Objective:
Repeat everything in the material exactly.

Supplied data:
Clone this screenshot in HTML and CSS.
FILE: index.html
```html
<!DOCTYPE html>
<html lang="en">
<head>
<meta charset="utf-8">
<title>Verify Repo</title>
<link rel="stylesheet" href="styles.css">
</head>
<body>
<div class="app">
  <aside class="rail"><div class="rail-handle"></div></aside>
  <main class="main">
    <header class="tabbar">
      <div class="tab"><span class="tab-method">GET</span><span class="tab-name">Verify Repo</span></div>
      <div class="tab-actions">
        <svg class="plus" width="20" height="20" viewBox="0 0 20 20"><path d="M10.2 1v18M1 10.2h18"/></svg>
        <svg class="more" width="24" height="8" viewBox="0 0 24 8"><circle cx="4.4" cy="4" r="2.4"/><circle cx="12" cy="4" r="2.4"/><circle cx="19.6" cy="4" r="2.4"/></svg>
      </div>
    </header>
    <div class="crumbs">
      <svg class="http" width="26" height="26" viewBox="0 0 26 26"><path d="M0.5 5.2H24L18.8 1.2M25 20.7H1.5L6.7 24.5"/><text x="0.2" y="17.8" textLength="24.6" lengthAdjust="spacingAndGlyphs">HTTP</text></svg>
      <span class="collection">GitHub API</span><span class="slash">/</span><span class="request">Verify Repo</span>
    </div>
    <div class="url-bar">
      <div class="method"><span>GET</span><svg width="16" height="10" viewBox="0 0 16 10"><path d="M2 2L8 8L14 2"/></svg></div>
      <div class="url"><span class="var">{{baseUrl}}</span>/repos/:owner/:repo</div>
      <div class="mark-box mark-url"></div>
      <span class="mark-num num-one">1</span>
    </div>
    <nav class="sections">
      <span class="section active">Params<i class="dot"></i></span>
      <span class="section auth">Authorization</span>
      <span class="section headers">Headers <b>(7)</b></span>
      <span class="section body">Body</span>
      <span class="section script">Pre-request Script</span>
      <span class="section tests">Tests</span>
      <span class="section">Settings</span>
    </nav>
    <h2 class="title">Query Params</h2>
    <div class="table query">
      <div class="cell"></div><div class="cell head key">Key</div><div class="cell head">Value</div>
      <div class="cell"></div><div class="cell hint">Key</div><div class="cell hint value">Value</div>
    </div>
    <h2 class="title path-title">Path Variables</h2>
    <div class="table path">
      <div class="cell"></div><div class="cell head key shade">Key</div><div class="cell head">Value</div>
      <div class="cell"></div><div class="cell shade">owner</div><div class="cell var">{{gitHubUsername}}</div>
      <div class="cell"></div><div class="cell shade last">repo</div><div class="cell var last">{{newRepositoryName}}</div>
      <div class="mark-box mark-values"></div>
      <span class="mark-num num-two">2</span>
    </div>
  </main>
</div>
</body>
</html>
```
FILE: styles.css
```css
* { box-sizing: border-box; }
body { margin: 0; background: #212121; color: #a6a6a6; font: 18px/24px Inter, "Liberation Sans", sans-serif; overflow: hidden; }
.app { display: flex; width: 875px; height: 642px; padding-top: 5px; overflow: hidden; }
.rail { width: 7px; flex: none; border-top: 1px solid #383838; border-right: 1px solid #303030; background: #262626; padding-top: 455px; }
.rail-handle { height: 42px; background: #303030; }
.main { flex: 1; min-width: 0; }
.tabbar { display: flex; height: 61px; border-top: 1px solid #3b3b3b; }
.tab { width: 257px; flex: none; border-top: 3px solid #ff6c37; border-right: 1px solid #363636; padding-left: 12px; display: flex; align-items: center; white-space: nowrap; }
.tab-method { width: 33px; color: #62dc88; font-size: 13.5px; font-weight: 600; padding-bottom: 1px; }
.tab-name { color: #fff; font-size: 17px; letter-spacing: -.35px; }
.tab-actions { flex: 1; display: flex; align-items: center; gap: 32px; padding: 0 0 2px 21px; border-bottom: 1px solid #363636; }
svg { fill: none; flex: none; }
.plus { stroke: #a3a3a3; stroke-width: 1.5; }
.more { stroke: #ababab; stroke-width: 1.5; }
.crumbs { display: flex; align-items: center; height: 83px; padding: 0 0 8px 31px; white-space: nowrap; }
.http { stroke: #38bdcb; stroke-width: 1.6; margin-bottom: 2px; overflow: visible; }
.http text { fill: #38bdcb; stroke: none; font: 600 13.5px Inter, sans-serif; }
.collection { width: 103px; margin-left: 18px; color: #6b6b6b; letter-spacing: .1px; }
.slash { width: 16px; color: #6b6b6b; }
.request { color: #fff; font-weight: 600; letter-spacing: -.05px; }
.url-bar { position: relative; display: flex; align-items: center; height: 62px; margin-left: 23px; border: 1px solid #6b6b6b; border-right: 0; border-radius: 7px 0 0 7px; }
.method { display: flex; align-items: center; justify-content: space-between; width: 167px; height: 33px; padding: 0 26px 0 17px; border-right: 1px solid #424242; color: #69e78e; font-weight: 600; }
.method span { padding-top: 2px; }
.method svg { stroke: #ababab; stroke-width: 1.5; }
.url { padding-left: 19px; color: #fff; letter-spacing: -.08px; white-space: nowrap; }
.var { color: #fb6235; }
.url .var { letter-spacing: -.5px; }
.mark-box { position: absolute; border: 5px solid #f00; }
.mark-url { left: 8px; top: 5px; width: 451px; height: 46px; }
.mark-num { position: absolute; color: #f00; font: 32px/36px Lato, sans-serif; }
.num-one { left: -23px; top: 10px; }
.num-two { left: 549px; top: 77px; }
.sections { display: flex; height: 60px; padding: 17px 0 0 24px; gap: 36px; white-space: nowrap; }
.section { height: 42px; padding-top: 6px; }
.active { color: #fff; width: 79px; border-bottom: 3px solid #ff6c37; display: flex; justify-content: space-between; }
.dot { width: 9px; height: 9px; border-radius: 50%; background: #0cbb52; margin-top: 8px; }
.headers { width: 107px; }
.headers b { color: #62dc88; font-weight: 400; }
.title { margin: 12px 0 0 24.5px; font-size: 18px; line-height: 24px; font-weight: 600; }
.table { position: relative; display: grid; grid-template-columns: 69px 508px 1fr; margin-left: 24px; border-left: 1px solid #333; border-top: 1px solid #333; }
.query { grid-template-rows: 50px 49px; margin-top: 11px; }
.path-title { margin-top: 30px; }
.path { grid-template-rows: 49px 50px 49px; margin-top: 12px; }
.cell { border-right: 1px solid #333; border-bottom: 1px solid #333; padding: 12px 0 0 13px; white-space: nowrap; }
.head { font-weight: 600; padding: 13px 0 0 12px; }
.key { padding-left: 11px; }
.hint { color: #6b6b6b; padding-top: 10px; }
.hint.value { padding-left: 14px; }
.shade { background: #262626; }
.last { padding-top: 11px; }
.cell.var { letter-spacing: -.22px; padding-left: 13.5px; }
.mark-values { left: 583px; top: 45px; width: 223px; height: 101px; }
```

The output:
Clone this screenshot in HTML and CSS.
FILE: index.html
```html
<!DOCTYPE html>
<html lang="en">
<head>
<meta charset="utf-8">
<title>Verify Repo</title>
<link rel="stylesheet" href="styles.css">
</head>
<body>
<div class="app">
  <aside class="rail"><div class="rail-handle"></div></aside>
  <main class="main">
    <header class="tabbar">
      <div class="tab"><span class="tab-method">GET</span><span class="tab-name">Verify Repo</span></div>
      <div class="tab-actions">
        <svg class="plus" width="20" height="20" viewBox="0 0 20 20"><path d="M10.2 1v18M1 10.2h18"/></svg>
        <svg class="more" width="24" height="8" viewBox="0 0 24 8"><circle cx="4.4" cy="4" r="2.4"/><circle cx="12" cy="4" r="2.4"/><circle cx="19.6" cy="4" r="2.4"/></svg>
      </div>
    </header>
    <div class="crumbs">
      <svg class="http" width="26" height="26" viewBox="0 0 26 26"><path d="M0.5 5.2H24L18.8 1.2M25 20.7H1.5L6.7 24.5"/><text x="0.2" y="17.8" textLength="24.6" lengthAdjust="spacingAndGlyphs">HTTP</text></svg>
      <span class="collection">GitHub API</span><span class="slash">/</span><span class="request">Verify Repo</span>
    </div>
    <div class="url-bar">
      <div class="method"><span>GET</span><svg width="16" height="10" viewBox="0 0 16 10"><path d="M2 2L8 8L14 2"/></svg></div>
      <div class="url"><span class="var">{{baseUrl}}</span>/repos/:owner/:repo</div>
      <div class="mark-box mark-url"></div>
      <span class="mark-num num-one">1</span>
    </div>
    <nav class="sections">
      <span class="section active">Params<i class="dot"></i></span>
      <span class="section auth">Authorization</span>
      <span class="section headers">Headers <b>(7)</b></span>
      <span class="section body">Body</span>
      <span class="section script">Pre-request Script</span>
      <span class="section tests">Tests</span>
      <span class="section">Settings</span>
    </nav>
    <h2 class="title">Query Params</h2>
    <div class="table query">
      <div class="cell"></div><div class="cell head key">Key</div><div class="cell head">Value</div>
      <div class="cell"></div><div class="cell hint">Key</div><div class="cell hint value">Value</div>
    </div>
    <h2 class="title path-title">Path Variables</h2>
    <div class="table path">
      <div class="cell"></div><div class="cell head key shade">Key</div><div class="cell head">Value</div>
      <div class="cell"></div><div class="cell shade">owner</div><div class="cell var">{{gitHubUsername}}</div>
      <div class="cell"></div><div class="cell shade last">repo</div><div class="cell var last">{{newRepositoryName}}</div>
      <div class="mark-box mark-values"></div>
      <span class="mark-num num-two">2</span>
    </div>
  </main>
</div>
</body>
</html>
```
FILE: styles.css
```css
* { box-sizing: border-box; }
body { margin: 0; background: #212121; color: #a6a6a6; font: 18px/24px Inter, "Liberation Sans", sans-serif; overflow: hidden; }
.app { display: flex; width: 875px; height: 642px; padding-top: 5px; overflow: hidden; }
.rail { width: 7px; flex: none; border-top: 1px solid #383838; border-right: 1px solid #303030; background: #262626; padding-top: 455px; }
.rail-handle { height: 42px; background: #303030; }
.main { flex: 1; min-width: 0; }
.tabbar { display: flex; height: 61px; border-top: 1px solid #3b3b3b; }
.tab { width: 257px; flex: none; border-top: 3px solid #ff6c37; border-right: 1px solid #363636; padding-left: 12px; display: flex; align-items: center; white-space: nowrap; }
.tab-method { width: 33px; color: #62dc88; font-size: 13.5px; font-weight: 600; padding-bottom: 1px; }
.tab-name { color: #fff; font-size: 17px; letter-spacing: -.35px; }
.tab-actions { flex: 1; display: flex; align-items: center; gap: 32px; padding: 0 0 2px 21px; border-bottom: 1px solid #363636; }
svg { fill: none; flex: none; }
.plus { stroke: #a3a3a3; stroke-width: 1.5; }
.more { stroke: #ababab; stroke-width: 1.5; }
.crumbs { display: flex; align-items: center; height: 83px; padding: 0 0 8px 31px; white-space: nowrap; }
.http { stroke: #38bdcb; stroke-width: 1.6; margin-bottom: 2px; overflow: visible; }
.http text { fill: #38bdcb; stroke: none; font: 600 13.5px Inter, sans-serif; }
.collection { width: 103px; margin-left: 18px; color: #6b6b6b; letter-spacing: .1px; }
.slash { width: 16px; color: #6b6b6b; }
.request { color: #fff; font-weight: 600; letter-spacing: -.05px; }
.url-bar { position: relative; display: flex; align-items: center; height: 62px; margin-left: 23px; border: 1px solid #6b6b6b; border-right: 0; border-radius: 7px 0 0 7px; }
.method { display: flex; align-items: center; justify-content: space-between; width: 167px; height: 33px; padding: 0 26px 0 17px; border-right: 1px solid #424242; color: #69e78e; font-weight: 600; }
.method span { padding-top: 2px; }
.method svg { stroke: #ababab; stroke-width: 1.5; }
.url { padding-left: 19px; color: #fff; letter-spacing: -.08px; white-space: nowrap; }
.var { color: #fb6235; }
.url .var { letter-spacing: -.5px; }
.mark-box { position: absolute; border: 5px solid #f00; }
.mark-url { left: 8px; top: 5px; width: 451px; height: 46px; }
.mark-num { position: absolute; color: #f00; font: 32px/36px Lato, sans-serif; }
.num-one { left: -23px; top: 10px; }
.num-two { left: 549px; top: 77px; }
.sections { display: flex; height: 60px; padding: 17px 0 0 24px; gap: 36px; white-space: nowrap; }
.section { height: 42px; padding-top: 6px; }
.active { color: #fff; width: 79px; border-bottom: 3px solid #ff6c37; display: flex; justify-content: space-between; }
.dot { width: 9px; height: 9px; border-radius: 50%; background: #0cbb52; margin-top: 8px; }
.headers { width: 107px; }
.headers b { color: #62dc88; font-weight: 400; }
.title { margin: 12px 0 0 24.5px; font-size: 18px; line-height: 24px; font-weight: 600; }
.table { position: relative; display: grid; grid-template-columns: 69px 508px 1fr; margin-left: 24px; border-left: 1px solid #333; border-top: 1px solid #333; }
.query { grid-template-rows: 50px 49px; margin-top: 11px; }
.path-title { margin-top: 30px; }
.path { grid-template-rows: 49px 50px 49px; margin-top: 12px; }
.cell { border-right: 1px solid #333; border-bottom: 1px solid #333; padding: 12px 0 0 13px; white-space: nowrap; }
.head { font-weight: 600; padding: 13px 0 0 12px; }
.key { padding-left: 11px; }
.hint { color: #6b6b6b; padding-top: 10px; }
.hint.value { padding-left: 14px; }
.shade { background: #262626; }
.last { padding-top: 11px; }
.cell.var { letter-spacing: -.22px; padding-left: 13.5px; }
.mark-values { left: 583px; top: 45px; width: 223px; height: 101px; }
```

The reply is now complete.